List each line of the data that holds the string "index", please.

===== RECORDED INFORMATION =====

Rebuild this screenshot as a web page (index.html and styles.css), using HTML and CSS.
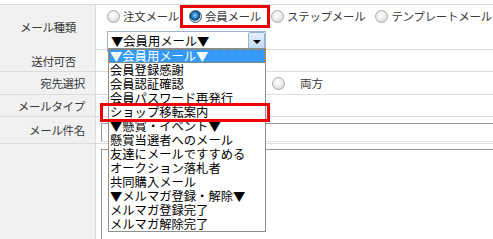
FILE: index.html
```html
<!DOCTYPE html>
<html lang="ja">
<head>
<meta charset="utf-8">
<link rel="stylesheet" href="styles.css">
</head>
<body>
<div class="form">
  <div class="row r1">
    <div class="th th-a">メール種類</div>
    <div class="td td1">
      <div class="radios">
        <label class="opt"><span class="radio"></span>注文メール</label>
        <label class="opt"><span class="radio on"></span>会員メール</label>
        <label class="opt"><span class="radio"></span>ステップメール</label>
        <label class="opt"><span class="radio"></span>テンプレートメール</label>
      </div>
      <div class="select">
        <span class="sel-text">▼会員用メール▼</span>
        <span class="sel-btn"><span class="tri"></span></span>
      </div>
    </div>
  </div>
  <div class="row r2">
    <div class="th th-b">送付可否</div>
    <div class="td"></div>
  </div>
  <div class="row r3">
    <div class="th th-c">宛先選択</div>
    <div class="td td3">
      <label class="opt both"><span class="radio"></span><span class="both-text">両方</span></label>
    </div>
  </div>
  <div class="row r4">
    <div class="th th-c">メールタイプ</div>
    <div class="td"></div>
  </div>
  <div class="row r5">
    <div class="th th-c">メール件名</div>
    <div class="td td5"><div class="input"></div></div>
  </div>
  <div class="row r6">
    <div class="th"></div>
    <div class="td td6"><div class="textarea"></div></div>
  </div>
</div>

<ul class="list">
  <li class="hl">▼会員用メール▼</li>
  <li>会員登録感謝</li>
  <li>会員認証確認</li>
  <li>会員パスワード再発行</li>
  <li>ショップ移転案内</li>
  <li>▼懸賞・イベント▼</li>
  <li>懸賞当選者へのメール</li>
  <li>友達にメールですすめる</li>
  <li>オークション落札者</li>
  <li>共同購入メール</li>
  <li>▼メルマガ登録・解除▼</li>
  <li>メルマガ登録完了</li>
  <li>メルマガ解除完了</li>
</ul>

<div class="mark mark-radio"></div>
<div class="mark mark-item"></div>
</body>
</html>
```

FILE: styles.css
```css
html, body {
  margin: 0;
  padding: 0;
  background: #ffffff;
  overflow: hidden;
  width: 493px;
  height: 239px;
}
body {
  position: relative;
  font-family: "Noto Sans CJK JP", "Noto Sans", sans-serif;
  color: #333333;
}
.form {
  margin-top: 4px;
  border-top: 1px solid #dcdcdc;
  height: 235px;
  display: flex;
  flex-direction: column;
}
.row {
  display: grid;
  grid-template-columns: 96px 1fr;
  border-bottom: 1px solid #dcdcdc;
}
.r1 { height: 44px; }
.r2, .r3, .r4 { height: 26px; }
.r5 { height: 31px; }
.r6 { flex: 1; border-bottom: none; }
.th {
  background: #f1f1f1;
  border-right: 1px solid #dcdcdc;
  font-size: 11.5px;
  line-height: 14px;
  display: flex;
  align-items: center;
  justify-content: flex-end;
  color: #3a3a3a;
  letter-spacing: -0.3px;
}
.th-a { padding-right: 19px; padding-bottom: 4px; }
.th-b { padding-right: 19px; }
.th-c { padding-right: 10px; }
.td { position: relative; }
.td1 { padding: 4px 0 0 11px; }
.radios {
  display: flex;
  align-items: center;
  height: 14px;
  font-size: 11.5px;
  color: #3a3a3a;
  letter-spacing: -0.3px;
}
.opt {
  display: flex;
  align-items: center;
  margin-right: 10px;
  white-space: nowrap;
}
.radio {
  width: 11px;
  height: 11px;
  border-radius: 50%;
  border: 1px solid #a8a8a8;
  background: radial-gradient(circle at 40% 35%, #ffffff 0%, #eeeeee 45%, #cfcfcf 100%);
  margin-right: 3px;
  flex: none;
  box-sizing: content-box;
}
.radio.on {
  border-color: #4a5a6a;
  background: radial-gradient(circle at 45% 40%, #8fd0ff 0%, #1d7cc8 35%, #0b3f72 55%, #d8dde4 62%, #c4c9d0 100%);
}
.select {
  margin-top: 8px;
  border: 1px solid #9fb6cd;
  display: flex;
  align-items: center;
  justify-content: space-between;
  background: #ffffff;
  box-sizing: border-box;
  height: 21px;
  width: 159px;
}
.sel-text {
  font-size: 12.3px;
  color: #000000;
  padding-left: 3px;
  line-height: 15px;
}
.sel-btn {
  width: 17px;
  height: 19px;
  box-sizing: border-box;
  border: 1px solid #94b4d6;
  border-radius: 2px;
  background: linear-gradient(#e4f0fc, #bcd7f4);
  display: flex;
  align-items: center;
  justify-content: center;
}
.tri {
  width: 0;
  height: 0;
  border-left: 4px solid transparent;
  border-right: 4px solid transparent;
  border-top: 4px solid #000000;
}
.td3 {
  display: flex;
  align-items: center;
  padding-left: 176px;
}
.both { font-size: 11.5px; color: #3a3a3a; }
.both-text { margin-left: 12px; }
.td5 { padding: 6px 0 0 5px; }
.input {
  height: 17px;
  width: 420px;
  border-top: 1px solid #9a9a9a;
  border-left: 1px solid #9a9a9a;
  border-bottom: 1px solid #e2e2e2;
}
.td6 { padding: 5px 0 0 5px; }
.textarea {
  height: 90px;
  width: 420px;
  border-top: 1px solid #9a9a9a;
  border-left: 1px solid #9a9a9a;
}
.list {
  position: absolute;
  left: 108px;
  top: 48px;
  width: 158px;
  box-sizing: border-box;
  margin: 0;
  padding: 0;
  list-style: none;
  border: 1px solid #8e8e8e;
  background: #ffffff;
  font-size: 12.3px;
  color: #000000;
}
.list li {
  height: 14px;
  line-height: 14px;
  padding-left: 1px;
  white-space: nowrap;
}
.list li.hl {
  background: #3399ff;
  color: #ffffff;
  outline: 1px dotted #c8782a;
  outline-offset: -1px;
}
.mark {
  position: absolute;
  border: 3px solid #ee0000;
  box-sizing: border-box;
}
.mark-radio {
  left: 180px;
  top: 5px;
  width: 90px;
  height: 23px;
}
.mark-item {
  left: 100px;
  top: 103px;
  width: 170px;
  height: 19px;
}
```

=====

REPLY TO THE EXERCISE:
Rebuild this screenshot as a web page (index.html and styles.css), using HTML and CSS.
FILE: index.html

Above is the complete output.